The more upbeat mood follows a report by the International Energy Agency saying it expects US shale-oil production to fall by 600,000 barrels a day in 2016 and another 200,000 barrels a day in 2017. It also said that it expects global supply and demand to rebalance in 2017, with a corresponding recovery in oil prices from around US$30 a barrel. The hope for a deal on a production freeze led by Saudi Arabia and Russia, the two largest producers, also remains.
"The risk-on move was driven by commodities," Bank of New Zealand currency strategist Jason Wong said in a note. "Sentiment was boosted by the International Energy Agency report on the oil outlook."
Still, BNZ's Wong said oil may retreat again should a deal fail to eventuate between Russia and Saudi Arabia. The Russian oil minister has said that discussions on a deal to cap oil production levels must be completed by the end of this month.
In New Zealand today, the Reserve Bank of New Zealand publishes its survey of household inflation expectations at 3pm.

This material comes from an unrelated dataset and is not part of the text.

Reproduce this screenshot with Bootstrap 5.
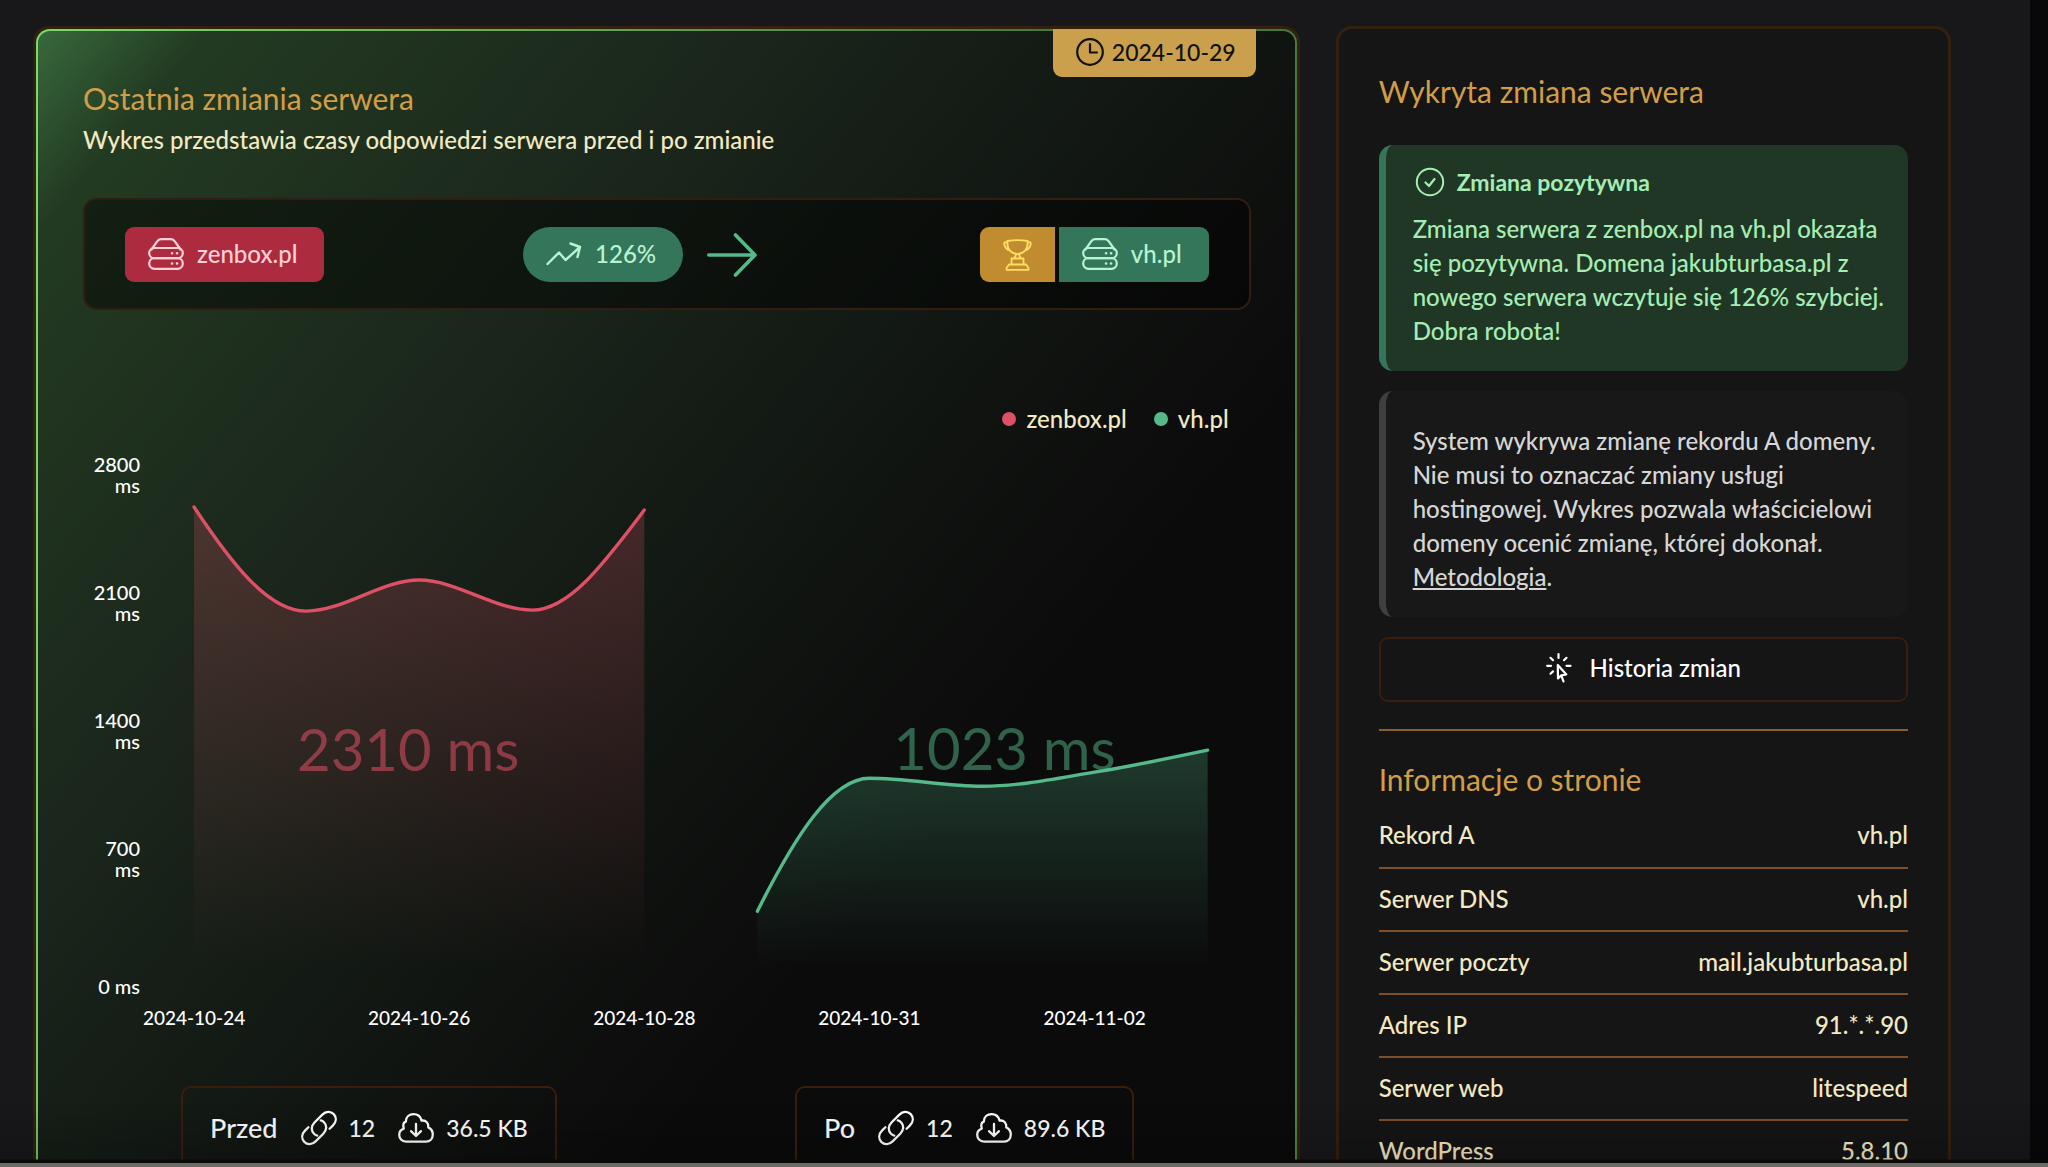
<!DOCTYPE html>
<html lang="pl" data-bs-theme="dark">
<head>
<meta charset="utf-8">
<meta name="viewport" content="width=device-width, initial-scale=1">
<title>Zmiana serwera</title>
<link href="https://cdn.jsdelivr.net/npm/bootstrap@5.3.0/dist/css/bootstrap.min.css" rel="stylesheet">
<style>
body{font-family:Lato,"Noto Sans",sans-serif;font-size:24px;font-weight:500;line-height:34px;background:#18181b;color:#f3e9c3;height:100vh;overflow:hidden}
.page-area{padding:26px 79px 0 33px;height:100vh;overflow:hidden}
.page-row{--bs-gutter-x:36px}
.edge-strip{flex:0 0 18px;background:#08080a}
.frame{border:3px solid #34200f;border-radius:16px;height:100%}
.frame-green{position:relative;border:2px solid transparent;border-radius:14px;padding:0 44px 60px 45px;min-height:1240px;
 background:linear-gradient(130deg,#38693b 0,#223a22 130px,#20331f 280px,#1b271c 520px,#141b15 780px,#0d0e0d 1100px,#0b0b0b 1200px) padding-box,
 linear-gradient(100deg,#78dc66 0,#5c9a4c 45%,#3f6f3a 75%,#4c8a43 100%) border-box}
.frame-green>.main-head{padding-top:48px}
.side{background:#151515;padding:43px 40px}
h2{font-size:30px;line-height:38px;font-weight:400;color:#d29d48;margin:0}
.main-head p{margin:4px 0 39px;line-height:38px}
.date-tag{position:absolute;top:-2px;right:39px;background:#cba04c;color:#111;height:48px;padding:0 20px 2px 23px;gap:8px;border-radius:0 0 9px 9px;font-size:23px}
.switch-box{border:2px solid #331d10;border-radius:14px;background:rgba(0,0,0,.45);padding:27px 40px 26px}
.tagbox{height:55px;padding:0 27px 2px 23px;gap:13px;border-radius:9px}
.tag-red{background:#ad2b3f;color:#ffd0d6}
.tag-green{background:#34765a;color:#b8f3d2}
.tag-gold{background:#c18b30;color:#ffdf62;padding:0 23px}
.legend{margin:90px 22px 7px 0;gap:27px;line-height:38px}
.legend i{width:14px;height:14px;border-radius:50%;margin-right:10px}
.dot-red{background:#de5065}.dot-green{background:#55b98a}
.chart{display:block;width:100%;height:auto;overflow:visible}
.chart .axis{font-size:20px;fill:#fff}
.chart .day{font-size:19px;fill:#fff;text-anchor:middle}
.chart .avg{font-size:58px;font-weight:400;text-anchor:middle}
.stats{margin-top:47px}
.stat-box{border:2px solid #3a1d0d;border-radius:10px;height:84px;padding:0 27px;gap:23px;color:#fff;font-size:23px}
.stat-box strong{font-size:27px;font-weight:500}
.note{border-left:7px solid #3f3f40;border-radius:14px;background:#181818;color:#d6d6d6;padding:33px 20px 23px 27px;margin-bottom:20px}
.note-ok{border-color:#34765a;background:#203725;color:#a4edb4;padding-top:20px}
.note-title{gap:10px;font-weight:700;font-size:23px;margin-bottom:13px}
.note p{margin:0}.note a{color:inherit}
.side h2.first{margin-bottom:35px}
.btn-history{border:2px solid #3a1d0d;border-radius:9px;height:65px;color:#fff;font-size:24px;font-weight:500;gap:18px;padding:4px 12px 8px}
.side hr{margin:27px 0 29px;border-top:2px solid #8a602c;opacity:1}
.info-table{margin-top:7px}
.info-table th,.info-table td{height:63px;font-weight:500;padding:0 0 2px;border-bottom:2px solid #7d5028}
.info-table td{text-align:right}
svg.ic{fill:none;stroke:currentColor;stroke-linecap:round;stroke-linejoin:round;flex:none}
.cut-shade{height:64px;background:linear-gradient(rgba(0,0,0,0),rgba(0,0,0,.15) 56px,#0c0a08 57px,#0c0a08);border-bottom:4px solid #6c6a64;pointer-events:none}
</style>
<script src="https://cdn.jsdelivr.net/npm/bootstrap@5.3.0/dist/js/bootstrap.bundle.min.js"></script>
</head>
<body>
<svg width="0" height="0" class="position-absolute" aria-hidden="true">
 <symbol id="server" viewBox="0 0 36 32"><path d="M3.500 11.500 9 3.600Q10.600 1.200 13 1.200H23Q25.400 1.200 27 3.600L32.500 11.500" /><rect x="1.200" y="10" width="33.600" height="10.200" rx="5.100"/><rect x="1.200" y="20.200" width="33.600" height="10.600" rx="5.200"/><path d="M24 15.200h.1M29 15.200h.1M24 25.500h.1M29 25.500h.1" stroke-width="2.600"/></symbol>
 <symbol id="link" viewBox="0 0 36 36"><path d="M7.400 17.200 4.200 20.400C.4 24.200 .4 28.800 3.300 31.900C6.400 35 11.200 34.800 14.600 31.400L22.300 23.700C26 20 26 15.200 23 12.200Q21.600 10.800 19.800 10.400M28.600 18.800 31.800 15.600C35.600 11.800 35.600 7.200 32.700 4.100C29.600 1 24.800 1.200 21.400 4.600L13.700 12.300C10 16 10 20.800 13 23.800Q14.400 25.200 16.200 25.600"/></symbol>
 <symbol id="cloud" viewBox="0 0 36 30"><path d="M8 28.600C3.800 28.600 1.200 25.400 1.200 21.800C1.200 18.400 3.400 16.400 5.800 15.600C4.700 11.600 5.800 9.200 7.800 8.600C8 4 11.200 1.200 15.600 1.200C19.800 1.200 22.600 3.800 23.600 7.600C27.600 7 30.800 9.600 30.300 14.400C33.200 15.800 34.800 18.400 34.800 21.600C34.800 25.600 32 28.600 28 28.600ZM18 11V22.500M13 18.200 18 23 23 18.200"/></symbol>
</svg>
<div class="d-flex">
 <div class="page-area container-fluid flex-fill">
  <div class="row page-row">
   <main class="col-8">
    <div class="frame">
     <section class="frame-green">
      <div class="date-tag d-flex align-items-center">
       <svg class="ic" width="28" height="28" viewBox="0 0 28 28" stroke-width="2.200"><circle cx="14" cy="14" r="12.800"/><path d="M14 6V14.500H21"/></svg><time datetime="2024-10-29">2024-10-29</time>
      </div>
      <header class="main-head"><h2>Ostatnia zmiania serwera</h2><p>Wykres przedstawia czasy odpowiedzi serwera przed i po zmianie</p></header>
      <div class="switch-box d-flex align-items-center justify-content-between">
       <div class="tagbox tag-red d-flex align-items-center"><svg class="ic" width="36" height="32" stroke-width="2.200"><use href="#server"/></svg>zenbox.pl</div>
       <div class="d-flex align-items-center gap-4 me-4">
        <div class="tagbox tag-green rounded-pill d-flex align-items-center"><svg class="ic" width="36" height="24" viewBox="0 0 36 24" stroke-width="2.400"><path d="M1.500 22 13 10.500 19.500 18 34 5M24.500 1.500 34 5 31.500 15"/></svg>126%</div>
        <svg class="ic" width="50" height="44" viewBox="0 0 50 44" stroke-width="3.600" color="#55b98a"><path d="M1.800 22H47.500M28.500 2 48 22 28.500 42"/></svg>
       </div>
       <div class="d-flex gap-1">
        <div class="tagbox tag-gold rounded-end-0 d-flex align-items-center"><svg class="ic" width="29" height="32" viewBox="0 0 29 32" stroke-width="1.800"><path d="M4.300 2Q14.500 .4 24.700 2Q25.200 14 14.500 15.200Q3.800 14 4.300 2ZM4.400 3.500Q1 2.600 1.200 5Q2 9.500 6.500 11.500M24.600 3.500Q28 2.600 27.800 5Q27 9.500 22.500 11.500M12.700 15.200V16.800L10.800 19.500M16.300 15.200V16.800L18.200 19.500M8.500 19.500H20.500V25.500H8.500ZM6 25.500H23L25.500 29V30.800H3.500V29Z"/></svg></div>
        <div class="tagbox tag-green rounded-start-0 d-flex align-items-center"><svg class="ic" width="36" height="32" stroke-width="2.200"><use href="#server"/></svg>vh.pl</div>
       </div>
      </div>
      <div class="legend d-flex justify-content-end">
       <span class="d-flex align-items-center"><i class="dot-red"></i>zenbox.pl</span>
       <span class="d-flex align-items-center"><i class="dot-green"></i>vh.pl</span>
      </div>
      <svg class="chart" viewBox="0 0 1167 594" role="img" aria-label="Czasy odpowiedzi serwera">
       <defs>
        <linearGradient id="gr" gradientUnits="userSpaceOnUse" x1="0" y1="62" x2="0" y2="522"><stop stop-color="#de5065" stop-opacity=".25"/><stop offset="1" stop-color="#de5065" stop-opacity="0"/></linearGradient>
        <linearGradient id="gg" gradientUnits="userSpaceOnUse" x1="0" y1="305" x2="0" y2="522"><stop stop-color="#55b98a" stop-opacity=".27"/><stop offset="1" stop-color="#55b98a" stop-opacity="0"/></linearGradient>
       </defs>
       <g class="axis" text-anchor="end">
        <text x="57" y="27">2800<tspan x="57" dy="21">ms</tspan></text>
        <text x="57" y="155">2100<tspan x="57" dy="21">ms</tspan></text>
        <text x="57" y="283">1400<tspan x="57" dy="21">ms</tspan></text>
        <text x="57" y="411">700<tspan x="57" dy="21">ms</tspan></text>
        <text x="57" y="549">0 ms</text>
       </g>
       <text class="day" x="111" y="580">2024-10-24</text><text class="day" x="336" y="580">2024-10-26</text><text class="day" x="561" y="580">2024-10-28</text><text class="day" x="786" y="580">2024-10-31</text><text class="day" x="1011" y="580">2024-11-02</text>
       <path fill="url(#gr)" d="M111 62C148 118 185 166 223 166S298 135 336 135S411 165 449 165S523 115 561 65V522H111Z"/>
       <path fill="url(#gg)" d="M674 466C711 392 748 333 786 333S861 341 899 341S974 333 1011 327S1086 313 1124 305V522H674Z"/>
       <text class="avg" x="325" y="326" fill="#de5065" opacity=".55">2310 ms</text>
       <text class="avg" x="921" y="325" fill="#55b98a" opacity=".5">1023 ms</text>
       <g fill="none" stroke-width="3.400" stroke-linecap="round">
        <path stroke="#de5065" d="M111 62C148 118 185 166 223 166S298 135 336 135S411 165 449 165S523 115 561 65"/>
        <path stroke="#55b98a" d="M674 466C711 392 748 333 786 333S861 341 899 341S974 333 1011 327S1086 313 1124 305"/>
       </g>
      </svg>
      <div class="row stats">
       <div class="col-6 d-flex justify-content-center"><div class="stat-box d-flex align-items-center"><strong>Przed</strong>
        <span class="d-flex align-items-center gap-2"><svg class="ic me-1" width="36" height="36" stroke-width="2.300"><use href="#link"/></svg>12</span>
        <span class="d-flex align-items-center gap-2"><svg class="ic me-1" width="36" height="30" stroke-width="2.300"><use href="#cloud"/></svg>36.5 KB</span></div></div>
       <div class="col-6 d-flex justify-content-center"><div class="stat-box d-flex align-items-center"><strong>Po</strong>
        <span class="d-flex align-items-center gap-2"><svg class="ic me-1" width="36" height="36" stroke-width="2.300"><use href="#link"/></svg>12</span>
        <span class="d-flex align-items-center gap-2"><svg class="ic me-1" width="36" height="30" stroke-width="2.300"><use href="#cloud"/></svg>89.6 KB</span></div></div>
      </div>
     </section>
    </div>
   </main>
   <aside class="col-4">
    <div class="frame side">
     <h2 class="first">Wykryta zmiana serwera</h2>
     <div class="note note-ok">
      <div class="note-title d-flex align-items-center"><svg class="ic" width="34" height="34" viewBox="0 0 34 34" stroke-width="2"><circle cx="17" cy="17" r="13.200"/><path d="M12.500 17.500 16 21 21.500 14" stroke-width="2.200"/></svg>Zmiana pozytywna</div>
      <p>Zmiana serwera z zenbox.pl na vh.pl okazała się pozytywna. Domena jakubturbasa.pl z nowego serwera wczytuje się 126% szybciej. Dobra robota!</p>
     </div>
     <div class="note"><p>System wykrywa zmianę rekordu A domeny. Nie musi to oznaczać zmiany usługi hostingowej. Wykres pozwala właścicielowi domeny ocenić zmianę, której dokonał. <a href="#">Metodologia</a>.</p></div>
     <button type="button" class="btn btn-history w-100 d-flex align-items-center justify-content-center"><svg class="ic" width="26" height="30" viewBox="0 0 26 30" stroke-width="2.200"><path d="M12.500 1.200V5M4.500 4.800 7 7.200M20.500 4.800 18 7.200M1.200 12.800H5M20.500 12.800H24.500M4.500 20.800 7 18.400M11.800 12 12 25.500 15.300 22.300 20.300 21.500ZM15.300 22.300 17.500 28.500"/></svg>Historia zmian</button>
     <hr>
     <h2>Informacje o stronie</h2>
     <table class="w-100 info-table"><tbody>
      <tr><th scope="row">Rekord A</th><td>vh.pl</td></tr>
      <tr><th scope="row">Serwer DNS</th><td>vh.pl</td></tr>
      <tr><th scope="row">Serwer poczty</th><td>mail.jakubturbasa.pl</td></tr>
      <tr><th scope="row">Adres IP</th><td>91.*.*.90</td></tr>
      <tr><th scope="row">Serwer web</th><td>litespeed</td></tr>
      <tr><th scope="row">WordPress</th><td>5.8.10</td></tr>
     </tbody></table>
    </div>
   </aside>
  </div>
 </div>
 <div class="edge-strip"></div>
</div>
<div class="fixed-bottom cut-shade"></div>
</body>
</html>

The New Zealand dollar was little changed at 92.71 Australian cents from 92.77 cents yesterday.
The kiwi touched a nine-month high of 47.68 British pence amid concerns that Britain may vote to exit the European Union in an upcoming referendum. It rose to 47.42 British pence at 8am from 46.55 pence yesterday, increased to 60.91 euro cents from 59.84 cents, and gained to 75.92 yen from 75.08 yen.
The local currency gained to 4.3747 yuan from 4.3358 yuan yesterday after Chinese authorities announced a reduction in some taxes home buyers face in many of the country’s cities, in an attempt to reduce the glut of housing stock.